* begin Given material *

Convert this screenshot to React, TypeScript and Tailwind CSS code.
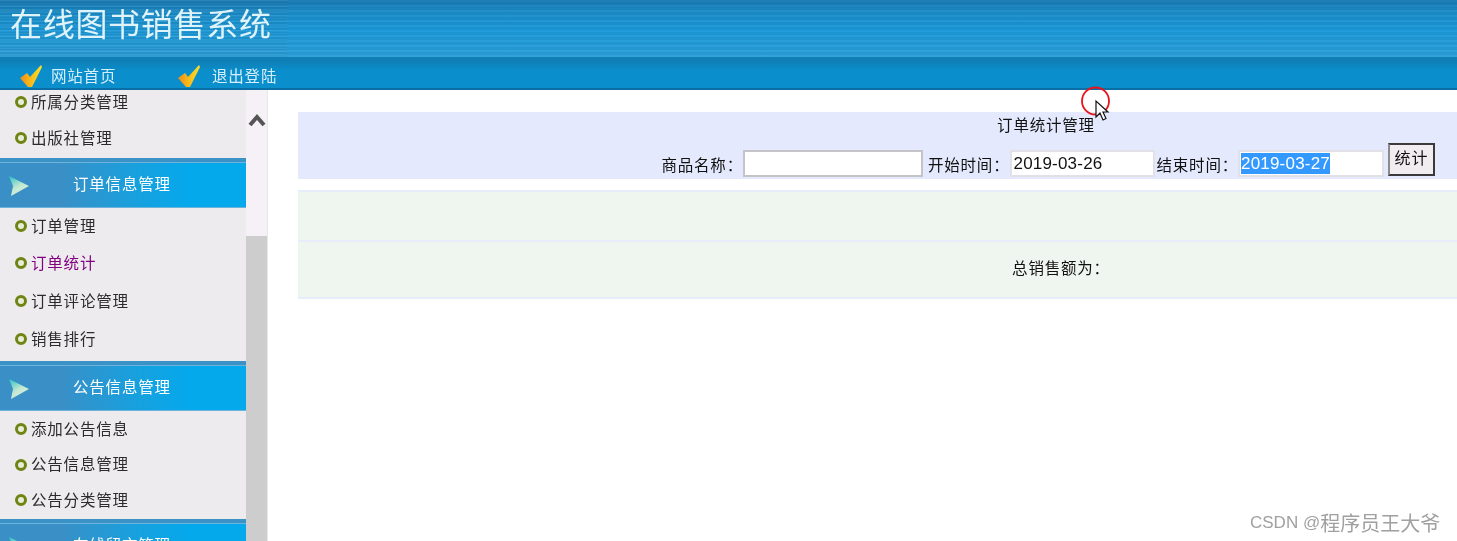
const cjk = "font-['Noto_Sans_CJK_SC','Liberation_Sans',sans-serif]";

interface MenuRow {
  label: string;
  height: string;
  visited?: boolean;
}

function Check({ id }: { id: string }) {
  return (
    <svg width="24" height="24" viewBox="0 0 24 24" className="shrink-0">
      <defs>
        <linearGradient id={id} x1="0" y1="0" x2="1" y2="0">
          <stop offset="0" stopColor="#ee8a1c" />
          <stop offset="0.45" stopColor="#f8b818" />
          <stop offset="1" stopColor="#fbe02a" />
        </linearGradient>
      </defs>
      <path d="M1 14 L8 9 L11 13 L22 1 L23 3 L13 23 L9 23 Z" fill={`url(#${id})`} />
    </svg>
  );
}

function Bullet() {
  return <span className="size-[12px] shrink-0 rounded-full border-[3px] border-[#6f8412] bg-[#e6eed8]" />;
}

function Row({ label, height, visited }: MenuRow) {
  return (
    <div className={`flex items-center gap-[4px] pl-[15px] ${height}`}>
      <Bullet />
      <span className={`pb-[1px] text-[15.5px] leading-none tracking-[0.8px] ${visited ? "text-[#800080]" : "text-[#2b2b2b]"}`}>{label}</span>
    </div>
  );
}

function GroupHeader({ title }: { title: string }) {
  return (
    <div className="h-[50px] shrink-0 bg-[#3a92c6] pt-[4px]">
      <div className="flex h-[46px] items-center border-y border-[#6db3dc] bg-[linear-gradient(90deg,#3a8fc6_0,#3a8fc6_60px,#1a9fdc_130px,#04a9ec_190px)]">
        <svg width="20" height="20" viewBox="0 0 20 20" className="ml-[9px] mt-[2px] shrink-0">
          <defs>
            <linearGradient id="arrow" x1="0" y1="0" x2="0.6" y2="1">
              <stop offset="0" stopColor="#28c2c4" />
              <stop offset="0.6" stopColor="#c4e8d2" />
              <stop offset="1" stopColor="#d8eedc" />
            </linearGradient>
          </defs>
          <path d="M0 0 L20 10 L2 20 L4 10 Z" fill="url(#arrow)" />
        </svg>
        <span className="ml-[44px] pb-[3px] text-[15.5px] leading-none tracking-[0.8px] text-white">{title}</span>
      </div>
    </div>
  );
}

function Sidebar() {
  return (
    <div className="flex w-[268px] shrink-0 overflow-hidden">
      <div className="w-[246px] shrink-0 bg-[#eeebef]">
        <Row label="所属分类管理" height="h-[24px] mb-[6px]" />
        <Row label="出版社管理" height="h-[36px] mb-[2px]" />
        <GroupHeader title="订单信息管理" />
        <Row label="订单管理" height="h-[36px]" />
        <Row label="订单统计" height="h-[38px]" visited />
        <Row label="订单评论管理" height="h-[38px]" />
        <Row label="销售排行" height="h-[38px] mb-[3px]" />
        <GroupHeader title="公告信息管理" />
        <Row label="添加公告信息" height="h-[36px]" />
        <Row label="公告信息管理" height="h-[35px]" />
        <Row label="公告分类管理" height="h-[36px] mb-[1px]" />
        <GroupHeader title="在线留言管理" />
      </div>
      <div className="flex w-[22px] shrink-0 flex-col border-r border-[#e8e8e8] bg-[#f5f1f6]">
        <div className="flex h-[146px] shrink-0 justify-center pt-[22px]">
          <svg width="18" height="15" viewBox="0 0 18 15">
            <path d="M2 13 L9 5 L16 13" fill="none" stroke="#555" strokeWidth="4" />
          </svg>
        </div>
        <div className="flex-1 bg-[#cdcdcd]" />
      </div>
    </div>
  );
}

function Field({ value, width, selected, strong }: { value?: string; width: string; selected?: boolean; strong?: boolean }) {
  return (
    <div className={`flex h-[27px] items-center bg-white pb-[1px] pl-[1px] text-[17px] leading-[21px] tracking-[0.2px] text-[#111] font-['Liberation_Sans',sans-serif] ${width} ${strong ? "border-2 border-[#c4c4c8]" : "border-2 border-[#e3e1e8]"}`}>
      {selected ? <span className="bg-[#3399ff] text-white">{value}</span> : value}
    </div>
  );
}

export default function App() {
  return (
    <div className={`flex h-[541px] w-[1457px] flex-col overflow-hidden bg-white blur-[0.4px] ${cjk}`}>
      {/* Header */}
      <div className="h-[57px] shrink-0 bg-[repeating-linear-gradient(180deg,#ffffff0a_0,#ffffff0a_2px,#00000008_2px,#00000008_5px),linear-gradient(180deg,#1878b2_0,#1a8cc8_12px,#1a98d8_30px,#2a9ed8_57px)]">
        <div className="flex h-full w-[287px] items-center bg-[repeating-linear-gradient(180deg,#ffffff0c_0,#ffffff0c_1px,#0000000a_1px,#0000000a_3px)]">
          <span className="mb-[13px] ml-[10px] text-[32px] leading-none tracking-[0.7px] text-[#dff3fb]">在线图书销售系统</span>
        </div>
      </div>
      <div className="flex h-[33px] shrink-0 items-center border-b-2 border-[#0b6fa6] bg-[linear-gradient(180deg,#0f7fb6_0,#0f7fb6_4px,#0a8fcc_14px,#0a8fcc_100%)] pl-[19px] pt-[7px] text-[15.5px] leading-none tracking-[0.8px] text-[#d6eefa]">
        <Check id="check-home" />
        <span className="ml-[8px] w-[126px]">网站首页</span>
        <Check id="check-exit" />
        <span className="ml-[11px]">退出登陆</span>
      </div>

      <div className="flex min-h-0 flex-1">
        <Sidebar />
        <div className="flex-1 pl-[30px] pt-[22px] text-[15.5px] leading-none tracking-[0.8px] text-[#111]">
          {/* Search panel */}
          <div className="flex h-[67px] flex-col bg-[#e4e9fd]">
            <div className="pl-[337px] pt-[5px] text-center">订单统计管理</div>
            <div className="flex flex-1 items-end justify-end pb-[2px] pr-[22px]">
              <span className="pb-[5px]">商品名称：</span>
              <Field width="w-[180px]" strong />
              <span className="ml-[5px] pb-[5px]">开始时间：</span>
              <Field value="2019-03-26" width="w-[145px] ml-[1px]" />
              <span className="ml-[1px] pb-[5px]">结束时间：</span>
              <Field value="2019-03-27" width="w-[146px]" selected />
              <button type="button" className="mb-[1px] ml-[4px] h-[33px] w-[47px] border-2 border-[#3a3a3a] border-l-[#8a8a8a] bg-[#f0ecf0] pb-[5px] text-[16px] tracking-[1px] text-[#111]">
                统计
              </button>
            </div>
          </div>

          {/* Result table */}
          <div className="mt-[11px] border-y-2 border-[#e8edfb] bg-[#eff5ef]">
            <div className="h-[50px] border-b-2 border-[#e8edfb]" />
            <div className="flex h-[55px] items-center justify-center pb-[4px] pl-[367px]">总销售额为：</div>
          </div>
        </div>
      </div>

      {/* Recording cursor */}
      <svg width="32" height="38" viewBox="0 0 32 38" className="absolute left-[1080px] top-[84px]">
        <circle cx="15.5" cy="17" r="13.5" fill="none" stroke="#e8141c" strokeWidth="1.8" />
        <path d="M16 17 L16 33 L20 29 L23 36 L26 34.5 L23 28 L28 28 Z" fill="#fff" stroke="#111" strokeWidth="1.2" />
      </svg>

      <div className="absolute left-[1250px] top-[512px] flex items-center text-[17px] leading-[22px] text-[#a0a0a0] font-['Liberation_Sans',sans-serif]">
        CSDN @<span className="text-[20px] font-['Noto_Sans_CJK_SC',sans-serif]">程序员王大爷</span>
      </div>
    </div>
  );
}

* end Given material *

-- Exercise instructions --
Transcribe the full listing above exactly, with the images removed.

-- Solution to the problem --
Convert this screenshot to React, TypeScript and Tailwind CSS code.
const cjk = "font-['Noto_Sans_CJK_SC','Liberation_Sans',sans-serif]";

interface MenuRow {
  label: string;
  height: string;
  visited?: boolean;
}

function Check({ id }: { id: string }) {
  return (
    <svg width="24" height="24" viewBox="0 0 24 24" className="shrink-0">
      <defs>
        <linearGradient id={id} x1="0" y1="0" x2="1" y2="0">
          <stop offset="0" stopColor="#ee8a1c" />
          <stop offset="0.45" stopColor="#f8b818" />
          <stop offset="1" stopColor="#fbe02a" />
        </linearGradient>
      </defs>
      <path d="M1 14 L8 9 L11 13 L22 1 L23 3 L13 23 L9 23 Z" fill={`url(#${id})`} />
    </svg>
  );
}

function Bullet() {
  return <span className="size-[12px] shrink-0 rounded-full border-[3px] border-[#6f8412] bg-[#e6eed8]" />;
}

function Row({ label, height, visited }: MenuRow) {
  return (
    <div className={`flex items-center gap-[4px] pl-[15px] ${height}`}>
      <Bullet />
      <span className={`pb-[1px] text-[15.5px] leading-none tracking-[0.8px] ${visited ? "text-[#800080]" : "text-[#2b2b2b]"}`}>{label}</span>
    </div>
  );
}

function GroupHeader({ title }: { title: string }) {
  return (
    <div className="h-[50px] shrink-0 bg-[#3a92c6] pt-[4px]">
      <div className="flex h-[46px] items-center border-y border-[#6db3dc] bg-[linear-gradient(90deg,#3a8fc6_0,#3a8fc6_60px,#1a9fdc_130px,#04a9ec_190px)]">
        <svg width="20" height="20" viewBox="0 0 20 20" className="ml-[9px] mt-[2px] shrink-0">
          <defs>
            <linearGradient id="arrow" x1="0" y1="0" x2="0.6" y2="1">
              <stop offset="0" stopColor="#28c2c4" />
              <stop offset="0.6" stopColor="#c4e8d2" />
              <stop offset="1" stopColor="#d8eedc" />
            </linearGradient>
          </defs>
          <path d="M0 0 L20 10 L2 20 L4 10 Z" fill="url(#arrow)" />
        </svg>
        <span className="ml-[44px] pb-[3px] text-[15.5px] leading-none tracking-[0.8px] text-white">{title}</span>
      </div>
    </div>
  );
}

function Sidebar() {
  return (
    <div className="flex w-[268px] shrink-0 overflow-hidden">
      <div className="w-[246px] shrink-0 bg-[#eeebef]">
        <Row label="所属分类管理" height="h-[24px] mb-[6px]" />
        <Row label="出版社管理" height="h-[36px] mb-[2px]" />
        <GroupHeader title="订单信息管理" />
        <Row label="订单管理" height="h-[36px]" />
        <Row label="订单统计" height="h-[38px]" visited />
        <Row label="订单评论管理" height="h-[38px]" />
        <Row label="销售排行" height="h-[38px] mb-[3px]" />
        <GroupHeader title="公告信息管理" />
        <Row label="添加公告信息" height="h-[36px]" />
        <Row label="公告信息管理" height="h-[35px]" />
        <Row label="公告分类管理" height="h-[36px] mb-[1px]" />
        <GroupHeader title="在线留言管理" />
      </div>
      <div className="flex w-[22px] shrink-0 flex-col border-r border-[#e8e8e8] bg-[#f5f1f6]">
        <div className="flex h-[146px] shrink-0 justify-center pt-[22px]">
          <svg width="18" height="15" viewBox="0 0 18 15">
            <path d="M2 13 L9 5 L16 13" fill="none" stroke="#555" strokeWidth="4" />
          </svg>
        </div>
        <div className="flex-1 bg-[#cdcdcd]" />
      </div>
    </div>
  );
}

function Field({ value, width, selected, strong }: { value?: string; width: string; selected?: boolean; strong?: boolean }) {
  return (
    <div className={`flex h-[27px] items-center bg-white pb-[1px] pl-[1px] text-[17px] leading-[21px] tracking-[0.2px] text-[#111] font-['Liberation_Sans',sans-serif] ${width} ${strong ? "border-2 border-[#c4c4c8]" : "border-2 border-[#e3e1e8]"}`}>
      {selected ? <span className="bg-[#3399ff] text-white">{value}</span> : value}
    </div>
  );
}

export default function App() {
  return (
    <div className={`flex h-[541px] w-[1457px] flex-col overflow-hidden bg-white blur-[0.4px] ${cjk}`}>
      {/* Header */}
      <div className="h-[57px] shrink-0 bg-[repeating-linear-gradient(180deg,#ffffff0a_0,#ffffff0a_2px,#00000008_2px,#00000008_5px),linear-gradient(180deg,#1878b2_0,#1a8cc8_12px,#1a98d8_30px,#2a9ed8_57px)]">
        <div className="flex h-full w-[287px] items-center bg-[repeating-linear-gradient(180deg,#ffffff0c_0,#ffffff0c_1px,#0000000a_1px,#0000000a_3px)]">
          <span className="mb-[13px] ml-[10px] text-[32px] leading-none tracking-[0.7px] text-[#dff3fb]">在线图书销售系统</span>
        </div>
      </div>
      <div className="flex h-[33px] shrink-0 items-center border-b-2 border-[#0b6fa6] bg-[linear-gradient(180deg,#0f7fb6_0,#0f7fb6_4px,#0a8fcc_14px,#0a8fcc_100%)] pl-[19px] pt-[7px] text-[15.5px] leading-none tracking-[0.8px] text-[#d6eefa]">
        <Check id="check-home" />
        <span className="ml-[8px] w-[126px]">网站首页</span>
        <Check id="check-exit" />
        <span className="ml-[11px]">退出登陆</span>
      </div>

      <div className="flex min-h-0 flex-1">
        <Sidebar />
        <div className="flex-1 pl-[30px] pt-[22px] text-[15.5px] leading-none tracking-[0.8px] text-[#111]">
          {/* Search panel */}
          <div className="flex h-[67px] flex-col bg-[#e4e9fd]">
            <div className="pl-[337px] pt-[5px] text-center">订单统计管理</div>
            <div className="flex flex-1 items-end justify-end pb-[2px] pr-[22px]">
              <span className="pb-[5px]">商品名称：</span>
              <Field width="w-[180px]" strong />
              <span className="ml-[5px] pb-[5px]">开始时间：</span>
              <Field value="2019-03-26" width="w-[145px] ml-[1px]" />
              <span className="ml-[1px] pb-[5px]">结束时间：</span>
              <Field value="2019-03-27" width="w-[146px]" selected />
              <button type="button" className="mb-[1px] ml-[4px] h-[33px] w-[47px] border-2 border-[#3a3a3a] border-l-[#8a8a8a] bg-[#f0ecf0] pb-[5px] text-[16px] tracking-[1px] text-[#111]">
                统计
              </button>
            </div>
          </div>

          {/* Result table */}
          <div className="mt-[11px] border-y-2 border-[#e8edfb] bg-[#eff5ef]">
            <div className="h-[50px] border-b-2 border-[#e8edfb]" />
            <div className="flex h-[55px] items-center justify-center pb-[4px] pl-[367px]">总销售额为：</div>
          </div>
        </div>
      </div>

      {/* Recording cursor */}
      <svg width="32" height="38" viewBox="0 0 32 38" className="absolute left-[1080px] top-[84px]">
        <circle cx="15.5" cy="17" r="13.5" fill="none" stroke="#e8141c" strokeWidth="1.8" />
        <path d="M16 17 L16 33 L20 29 L23 36 L26 34.5 L23 28 L28 28 Z" fill="#fff" stroke="#111" strokeWidth="1.2" />
      </svg>

      <div className="absolute left-[1250px] top-[512px] flex items-center text-[17px] leading-[22px] text-[#a0a0a0] font-['Liberation_Sans',sans-serif]">
        CSDN @<span className="text-[20px] font-['Noto_Sans_CJK_SC',sans-serif]">程序员王大爷</span>
      </div>
    </div>
  );
}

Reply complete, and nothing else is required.